**GIVEN DATA:**
==============================
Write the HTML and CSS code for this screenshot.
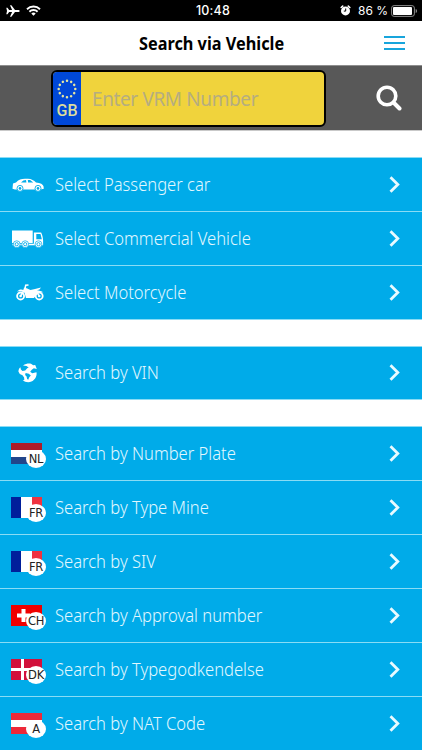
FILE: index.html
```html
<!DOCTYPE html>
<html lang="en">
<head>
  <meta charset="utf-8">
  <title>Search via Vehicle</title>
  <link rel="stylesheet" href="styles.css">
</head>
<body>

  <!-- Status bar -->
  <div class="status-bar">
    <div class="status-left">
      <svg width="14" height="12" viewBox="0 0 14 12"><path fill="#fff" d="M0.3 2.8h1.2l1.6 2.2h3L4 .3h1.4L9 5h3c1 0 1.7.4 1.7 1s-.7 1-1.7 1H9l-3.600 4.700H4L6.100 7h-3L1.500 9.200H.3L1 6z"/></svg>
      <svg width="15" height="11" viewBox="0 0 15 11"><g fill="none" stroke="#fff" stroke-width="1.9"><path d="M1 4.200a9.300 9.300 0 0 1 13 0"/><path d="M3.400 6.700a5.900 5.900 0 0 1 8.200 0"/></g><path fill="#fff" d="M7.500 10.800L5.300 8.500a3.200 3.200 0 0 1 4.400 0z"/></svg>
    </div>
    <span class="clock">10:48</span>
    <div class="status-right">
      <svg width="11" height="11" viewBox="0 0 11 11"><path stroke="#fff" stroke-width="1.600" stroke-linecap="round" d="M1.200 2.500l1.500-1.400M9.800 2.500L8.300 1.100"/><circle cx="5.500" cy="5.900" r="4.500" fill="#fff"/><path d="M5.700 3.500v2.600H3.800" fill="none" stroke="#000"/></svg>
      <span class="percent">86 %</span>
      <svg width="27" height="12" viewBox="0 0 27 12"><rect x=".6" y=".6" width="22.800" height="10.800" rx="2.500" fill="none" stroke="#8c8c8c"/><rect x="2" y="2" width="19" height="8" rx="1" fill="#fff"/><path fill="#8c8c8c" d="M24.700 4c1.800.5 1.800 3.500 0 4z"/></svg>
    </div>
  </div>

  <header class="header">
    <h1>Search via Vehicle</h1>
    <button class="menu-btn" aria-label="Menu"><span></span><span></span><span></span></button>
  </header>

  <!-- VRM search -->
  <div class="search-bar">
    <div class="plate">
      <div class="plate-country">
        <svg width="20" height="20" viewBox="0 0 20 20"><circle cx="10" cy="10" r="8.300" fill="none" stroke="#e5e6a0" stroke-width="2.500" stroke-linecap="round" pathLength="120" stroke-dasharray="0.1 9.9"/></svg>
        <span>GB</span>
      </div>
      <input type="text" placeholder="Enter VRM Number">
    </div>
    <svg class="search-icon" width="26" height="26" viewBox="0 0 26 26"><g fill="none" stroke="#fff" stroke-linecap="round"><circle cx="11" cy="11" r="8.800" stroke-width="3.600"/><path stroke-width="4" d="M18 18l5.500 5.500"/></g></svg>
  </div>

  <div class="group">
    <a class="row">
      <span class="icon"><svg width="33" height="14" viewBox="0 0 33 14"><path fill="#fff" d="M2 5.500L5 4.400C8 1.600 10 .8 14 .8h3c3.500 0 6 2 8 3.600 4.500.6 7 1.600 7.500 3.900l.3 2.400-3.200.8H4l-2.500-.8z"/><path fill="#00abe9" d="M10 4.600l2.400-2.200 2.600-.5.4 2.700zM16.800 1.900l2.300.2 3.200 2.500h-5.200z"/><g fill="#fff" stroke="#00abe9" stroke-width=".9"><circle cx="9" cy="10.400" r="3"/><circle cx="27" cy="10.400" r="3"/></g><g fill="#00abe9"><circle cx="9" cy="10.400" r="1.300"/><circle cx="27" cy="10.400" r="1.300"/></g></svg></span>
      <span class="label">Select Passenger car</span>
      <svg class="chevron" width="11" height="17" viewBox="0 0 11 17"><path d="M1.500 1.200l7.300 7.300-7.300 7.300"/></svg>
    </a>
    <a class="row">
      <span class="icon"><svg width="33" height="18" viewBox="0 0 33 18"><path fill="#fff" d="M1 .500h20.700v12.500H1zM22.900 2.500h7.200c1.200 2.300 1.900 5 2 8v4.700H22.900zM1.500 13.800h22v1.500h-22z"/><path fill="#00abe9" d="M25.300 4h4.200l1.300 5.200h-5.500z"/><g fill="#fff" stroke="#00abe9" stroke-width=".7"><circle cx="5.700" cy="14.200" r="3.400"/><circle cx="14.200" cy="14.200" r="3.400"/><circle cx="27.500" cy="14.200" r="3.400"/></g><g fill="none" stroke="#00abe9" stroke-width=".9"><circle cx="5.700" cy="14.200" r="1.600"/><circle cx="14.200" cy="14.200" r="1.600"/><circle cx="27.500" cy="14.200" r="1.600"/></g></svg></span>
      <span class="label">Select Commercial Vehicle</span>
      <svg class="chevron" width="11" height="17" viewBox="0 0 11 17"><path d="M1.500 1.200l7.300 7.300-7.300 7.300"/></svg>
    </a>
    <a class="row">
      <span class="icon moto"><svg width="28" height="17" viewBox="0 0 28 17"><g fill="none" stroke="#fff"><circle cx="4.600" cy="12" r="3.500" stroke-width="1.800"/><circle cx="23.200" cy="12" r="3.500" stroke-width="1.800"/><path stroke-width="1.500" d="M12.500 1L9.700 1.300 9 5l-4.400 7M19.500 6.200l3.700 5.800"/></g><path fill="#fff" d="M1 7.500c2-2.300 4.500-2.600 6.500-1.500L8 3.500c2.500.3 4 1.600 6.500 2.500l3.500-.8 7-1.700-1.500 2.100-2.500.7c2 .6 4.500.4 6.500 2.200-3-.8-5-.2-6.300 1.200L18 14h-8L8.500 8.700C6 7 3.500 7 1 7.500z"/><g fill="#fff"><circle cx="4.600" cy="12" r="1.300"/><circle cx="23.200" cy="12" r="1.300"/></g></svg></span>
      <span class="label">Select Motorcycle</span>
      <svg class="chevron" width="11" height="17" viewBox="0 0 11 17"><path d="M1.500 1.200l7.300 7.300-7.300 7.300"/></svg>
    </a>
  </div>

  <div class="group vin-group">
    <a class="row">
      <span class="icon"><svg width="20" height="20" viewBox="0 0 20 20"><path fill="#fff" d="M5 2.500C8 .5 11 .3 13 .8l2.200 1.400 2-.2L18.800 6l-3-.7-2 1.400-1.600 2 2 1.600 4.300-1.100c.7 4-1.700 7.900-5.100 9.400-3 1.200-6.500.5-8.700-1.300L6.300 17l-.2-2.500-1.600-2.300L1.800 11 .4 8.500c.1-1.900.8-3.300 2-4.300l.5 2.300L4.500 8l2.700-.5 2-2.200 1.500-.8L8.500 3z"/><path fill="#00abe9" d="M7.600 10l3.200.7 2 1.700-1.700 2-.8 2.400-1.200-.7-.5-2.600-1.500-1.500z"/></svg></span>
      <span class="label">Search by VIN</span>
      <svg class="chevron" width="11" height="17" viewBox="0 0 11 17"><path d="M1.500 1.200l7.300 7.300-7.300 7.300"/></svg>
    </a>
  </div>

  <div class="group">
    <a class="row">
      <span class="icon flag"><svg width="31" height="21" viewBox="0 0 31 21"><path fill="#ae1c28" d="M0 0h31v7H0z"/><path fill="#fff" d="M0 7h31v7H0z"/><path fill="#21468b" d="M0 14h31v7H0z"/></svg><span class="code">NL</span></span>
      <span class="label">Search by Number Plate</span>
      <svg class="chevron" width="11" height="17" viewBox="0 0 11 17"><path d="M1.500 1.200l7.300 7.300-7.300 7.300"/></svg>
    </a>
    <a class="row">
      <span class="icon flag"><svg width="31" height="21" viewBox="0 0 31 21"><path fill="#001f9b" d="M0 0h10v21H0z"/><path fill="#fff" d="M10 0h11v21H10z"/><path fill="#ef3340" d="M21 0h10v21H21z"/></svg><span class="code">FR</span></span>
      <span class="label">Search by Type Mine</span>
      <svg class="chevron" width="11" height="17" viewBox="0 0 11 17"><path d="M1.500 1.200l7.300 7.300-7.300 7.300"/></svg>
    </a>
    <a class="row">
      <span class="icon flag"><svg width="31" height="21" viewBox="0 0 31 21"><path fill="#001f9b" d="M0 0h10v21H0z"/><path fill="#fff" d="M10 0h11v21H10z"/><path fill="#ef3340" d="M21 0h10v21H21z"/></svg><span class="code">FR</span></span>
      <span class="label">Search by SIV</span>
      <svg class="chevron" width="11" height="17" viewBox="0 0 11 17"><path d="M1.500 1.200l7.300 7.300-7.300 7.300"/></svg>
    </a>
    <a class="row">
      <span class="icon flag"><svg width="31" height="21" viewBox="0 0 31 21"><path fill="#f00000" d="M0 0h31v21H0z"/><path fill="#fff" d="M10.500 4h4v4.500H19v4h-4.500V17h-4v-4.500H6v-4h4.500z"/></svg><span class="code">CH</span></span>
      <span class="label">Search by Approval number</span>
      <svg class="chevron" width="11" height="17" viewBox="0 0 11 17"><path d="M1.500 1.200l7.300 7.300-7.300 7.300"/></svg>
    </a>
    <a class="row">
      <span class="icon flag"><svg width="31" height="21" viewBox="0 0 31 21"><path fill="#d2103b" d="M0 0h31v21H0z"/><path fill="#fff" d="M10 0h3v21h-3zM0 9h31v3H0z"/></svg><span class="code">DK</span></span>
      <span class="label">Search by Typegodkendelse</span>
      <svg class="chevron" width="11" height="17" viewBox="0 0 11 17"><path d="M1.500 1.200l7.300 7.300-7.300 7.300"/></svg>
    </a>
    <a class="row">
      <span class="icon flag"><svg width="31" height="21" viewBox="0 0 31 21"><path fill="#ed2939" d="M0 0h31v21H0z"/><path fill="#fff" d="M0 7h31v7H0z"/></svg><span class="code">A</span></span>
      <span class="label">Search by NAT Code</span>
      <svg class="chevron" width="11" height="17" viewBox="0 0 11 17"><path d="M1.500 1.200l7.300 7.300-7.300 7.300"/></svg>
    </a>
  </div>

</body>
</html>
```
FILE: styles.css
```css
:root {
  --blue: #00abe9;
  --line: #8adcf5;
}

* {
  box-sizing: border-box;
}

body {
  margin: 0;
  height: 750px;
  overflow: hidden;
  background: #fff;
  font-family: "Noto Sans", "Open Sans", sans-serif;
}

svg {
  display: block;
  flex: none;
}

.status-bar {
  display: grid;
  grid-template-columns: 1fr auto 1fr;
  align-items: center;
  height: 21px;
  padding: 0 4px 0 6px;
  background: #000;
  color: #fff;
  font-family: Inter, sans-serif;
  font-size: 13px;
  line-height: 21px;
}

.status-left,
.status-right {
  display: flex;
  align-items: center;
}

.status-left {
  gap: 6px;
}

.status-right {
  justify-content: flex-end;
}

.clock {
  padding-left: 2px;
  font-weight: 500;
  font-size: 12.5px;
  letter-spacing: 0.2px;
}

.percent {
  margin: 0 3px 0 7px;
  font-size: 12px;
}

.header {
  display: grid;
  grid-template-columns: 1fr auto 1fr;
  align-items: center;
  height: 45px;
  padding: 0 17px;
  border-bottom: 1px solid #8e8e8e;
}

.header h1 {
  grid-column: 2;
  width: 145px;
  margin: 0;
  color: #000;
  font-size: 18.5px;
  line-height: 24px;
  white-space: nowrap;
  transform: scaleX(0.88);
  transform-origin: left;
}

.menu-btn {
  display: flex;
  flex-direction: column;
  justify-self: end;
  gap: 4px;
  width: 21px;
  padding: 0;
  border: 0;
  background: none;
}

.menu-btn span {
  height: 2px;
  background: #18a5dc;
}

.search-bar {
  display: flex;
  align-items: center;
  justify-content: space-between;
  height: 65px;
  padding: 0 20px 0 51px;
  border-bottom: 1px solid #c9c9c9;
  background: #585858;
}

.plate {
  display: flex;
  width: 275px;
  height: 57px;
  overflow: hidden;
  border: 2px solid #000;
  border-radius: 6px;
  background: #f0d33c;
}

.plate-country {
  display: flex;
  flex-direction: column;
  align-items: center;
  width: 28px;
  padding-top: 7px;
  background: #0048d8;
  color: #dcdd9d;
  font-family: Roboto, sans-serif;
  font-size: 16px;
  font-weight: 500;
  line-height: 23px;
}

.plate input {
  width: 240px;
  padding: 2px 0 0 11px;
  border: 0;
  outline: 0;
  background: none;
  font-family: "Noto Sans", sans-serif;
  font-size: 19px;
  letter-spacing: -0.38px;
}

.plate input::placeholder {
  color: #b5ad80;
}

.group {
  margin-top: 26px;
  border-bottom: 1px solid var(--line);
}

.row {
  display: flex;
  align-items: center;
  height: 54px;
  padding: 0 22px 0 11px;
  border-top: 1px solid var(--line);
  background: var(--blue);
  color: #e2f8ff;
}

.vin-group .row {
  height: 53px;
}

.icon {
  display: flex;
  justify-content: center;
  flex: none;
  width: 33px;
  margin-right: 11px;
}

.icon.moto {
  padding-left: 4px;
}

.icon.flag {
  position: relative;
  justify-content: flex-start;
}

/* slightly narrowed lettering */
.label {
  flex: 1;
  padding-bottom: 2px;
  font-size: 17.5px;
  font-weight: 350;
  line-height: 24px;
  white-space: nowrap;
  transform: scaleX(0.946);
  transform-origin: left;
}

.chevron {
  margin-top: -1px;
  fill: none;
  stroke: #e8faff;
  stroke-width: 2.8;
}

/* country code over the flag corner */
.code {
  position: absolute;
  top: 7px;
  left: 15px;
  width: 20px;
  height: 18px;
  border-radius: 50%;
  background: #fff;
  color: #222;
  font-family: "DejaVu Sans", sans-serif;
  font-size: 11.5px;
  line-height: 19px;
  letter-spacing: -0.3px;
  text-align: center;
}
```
==============================
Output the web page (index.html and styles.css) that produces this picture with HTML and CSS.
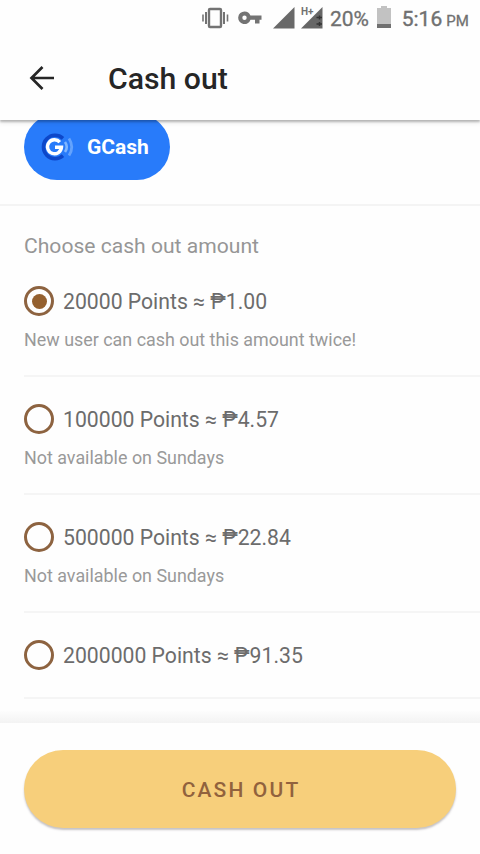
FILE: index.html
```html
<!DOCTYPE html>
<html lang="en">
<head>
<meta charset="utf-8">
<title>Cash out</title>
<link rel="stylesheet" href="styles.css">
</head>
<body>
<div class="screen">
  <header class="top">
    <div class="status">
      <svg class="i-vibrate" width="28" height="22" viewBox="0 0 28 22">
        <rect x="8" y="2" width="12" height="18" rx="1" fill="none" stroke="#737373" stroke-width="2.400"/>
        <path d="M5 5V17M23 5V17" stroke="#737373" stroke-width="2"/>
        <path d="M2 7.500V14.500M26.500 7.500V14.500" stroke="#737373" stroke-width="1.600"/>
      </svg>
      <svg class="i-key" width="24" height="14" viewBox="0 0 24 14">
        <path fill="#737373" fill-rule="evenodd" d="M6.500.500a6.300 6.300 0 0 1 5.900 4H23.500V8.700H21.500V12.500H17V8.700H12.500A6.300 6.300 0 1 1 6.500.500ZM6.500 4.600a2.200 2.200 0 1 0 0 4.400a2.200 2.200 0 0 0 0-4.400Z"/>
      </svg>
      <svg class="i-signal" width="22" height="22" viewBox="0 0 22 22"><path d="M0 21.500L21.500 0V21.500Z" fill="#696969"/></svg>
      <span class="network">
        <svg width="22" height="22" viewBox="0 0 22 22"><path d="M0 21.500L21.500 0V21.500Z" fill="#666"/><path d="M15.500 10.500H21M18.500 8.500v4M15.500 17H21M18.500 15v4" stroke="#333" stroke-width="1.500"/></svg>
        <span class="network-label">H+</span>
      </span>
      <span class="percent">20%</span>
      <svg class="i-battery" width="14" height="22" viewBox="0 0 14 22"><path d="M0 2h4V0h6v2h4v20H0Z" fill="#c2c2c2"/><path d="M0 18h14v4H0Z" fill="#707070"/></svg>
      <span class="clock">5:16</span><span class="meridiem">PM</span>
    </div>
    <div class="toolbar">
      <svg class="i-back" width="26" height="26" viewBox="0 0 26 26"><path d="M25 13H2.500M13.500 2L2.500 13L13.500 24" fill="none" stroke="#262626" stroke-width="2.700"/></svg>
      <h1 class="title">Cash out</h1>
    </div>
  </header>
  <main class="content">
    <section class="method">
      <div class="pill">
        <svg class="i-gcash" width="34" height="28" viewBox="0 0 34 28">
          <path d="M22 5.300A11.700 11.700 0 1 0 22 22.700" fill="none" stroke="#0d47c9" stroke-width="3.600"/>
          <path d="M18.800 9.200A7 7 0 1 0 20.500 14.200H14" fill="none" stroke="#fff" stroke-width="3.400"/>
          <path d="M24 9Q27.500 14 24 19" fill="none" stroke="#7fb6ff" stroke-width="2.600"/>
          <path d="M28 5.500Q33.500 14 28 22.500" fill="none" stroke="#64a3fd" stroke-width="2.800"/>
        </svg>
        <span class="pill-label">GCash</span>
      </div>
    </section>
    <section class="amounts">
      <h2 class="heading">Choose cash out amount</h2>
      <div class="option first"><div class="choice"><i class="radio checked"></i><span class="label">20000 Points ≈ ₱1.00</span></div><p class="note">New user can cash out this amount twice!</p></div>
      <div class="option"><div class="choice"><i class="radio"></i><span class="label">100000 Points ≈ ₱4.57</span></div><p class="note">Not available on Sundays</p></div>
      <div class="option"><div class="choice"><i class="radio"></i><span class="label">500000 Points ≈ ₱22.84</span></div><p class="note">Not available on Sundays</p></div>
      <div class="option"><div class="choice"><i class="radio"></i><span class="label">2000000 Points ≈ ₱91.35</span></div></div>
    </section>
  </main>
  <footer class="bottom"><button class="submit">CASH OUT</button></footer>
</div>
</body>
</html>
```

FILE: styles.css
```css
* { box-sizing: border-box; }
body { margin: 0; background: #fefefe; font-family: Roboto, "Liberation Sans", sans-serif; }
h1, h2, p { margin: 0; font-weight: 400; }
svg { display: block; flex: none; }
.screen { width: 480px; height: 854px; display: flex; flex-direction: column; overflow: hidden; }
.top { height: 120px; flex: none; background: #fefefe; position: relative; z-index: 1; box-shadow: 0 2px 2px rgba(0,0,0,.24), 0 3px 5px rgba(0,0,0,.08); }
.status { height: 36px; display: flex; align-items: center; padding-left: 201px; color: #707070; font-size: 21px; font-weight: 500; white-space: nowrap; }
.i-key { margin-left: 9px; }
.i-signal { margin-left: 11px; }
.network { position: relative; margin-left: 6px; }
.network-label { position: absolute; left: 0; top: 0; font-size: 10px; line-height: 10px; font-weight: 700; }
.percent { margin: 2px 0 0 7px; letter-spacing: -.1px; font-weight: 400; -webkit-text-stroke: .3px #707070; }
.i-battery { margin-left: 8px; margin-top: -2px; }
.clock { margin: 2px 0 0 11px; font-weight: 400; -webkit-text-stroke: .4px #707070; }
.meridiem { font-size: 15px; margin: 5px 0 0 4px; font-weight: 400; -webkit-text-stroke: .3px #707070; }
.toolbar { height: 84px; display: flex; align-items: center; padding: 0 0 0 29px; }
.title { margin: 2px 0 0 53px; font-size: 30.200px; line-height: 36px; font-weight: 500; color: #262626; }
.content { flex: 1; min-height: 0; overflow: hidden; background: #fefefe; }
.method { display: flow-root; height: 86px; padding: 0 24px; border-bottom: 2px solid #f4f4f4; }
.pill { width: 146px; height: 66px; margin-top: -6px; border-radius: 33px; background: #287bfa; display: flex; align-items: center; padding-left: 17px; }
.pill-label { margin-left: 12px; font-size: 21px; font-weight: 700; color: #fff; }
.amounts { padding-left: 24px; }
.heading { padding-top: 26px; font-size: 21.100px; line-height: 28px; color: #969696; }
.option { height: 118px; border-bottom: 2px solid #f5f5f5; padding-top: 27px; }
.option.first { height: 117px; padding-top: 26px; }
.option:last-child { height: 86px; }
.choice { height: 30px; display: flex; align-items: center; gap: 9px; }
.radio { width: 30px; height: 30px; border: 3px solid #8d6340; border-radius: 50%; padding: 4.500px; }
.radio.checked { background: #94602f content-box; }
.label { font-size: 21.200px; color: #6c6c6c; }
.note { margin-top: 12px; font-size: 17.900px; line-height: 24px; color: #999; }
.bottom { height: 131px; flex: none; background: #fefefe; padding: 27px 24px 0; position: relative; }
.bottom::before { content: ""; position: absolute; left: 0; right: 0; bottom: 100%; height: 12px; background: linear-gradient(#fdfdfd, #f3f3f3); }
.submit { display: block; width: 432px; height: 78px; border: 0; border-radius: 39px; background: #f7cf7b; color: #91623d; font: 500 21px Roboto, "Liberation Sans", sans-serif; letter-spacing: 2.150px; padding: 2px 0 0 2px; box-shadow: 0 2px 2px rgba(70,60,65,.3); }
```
==============================
**PROBLEM TO WORK ON:**
Filter the entries above down to the lines containing the word "index".

**SOLUTION TO THE EXERCISE:**
FILE: index.html
Output the web page (index.html and styles.css) that produces this picture with HTML and CSS.
FILE: index.html
.top { height: 120px; flex: none; background: #fefefe; position: relative; z-index: 1; box-shadow: 0 2px 2px rgba(0,0,0,.24), 0 3px 5px rgba(0,0,0,.08); }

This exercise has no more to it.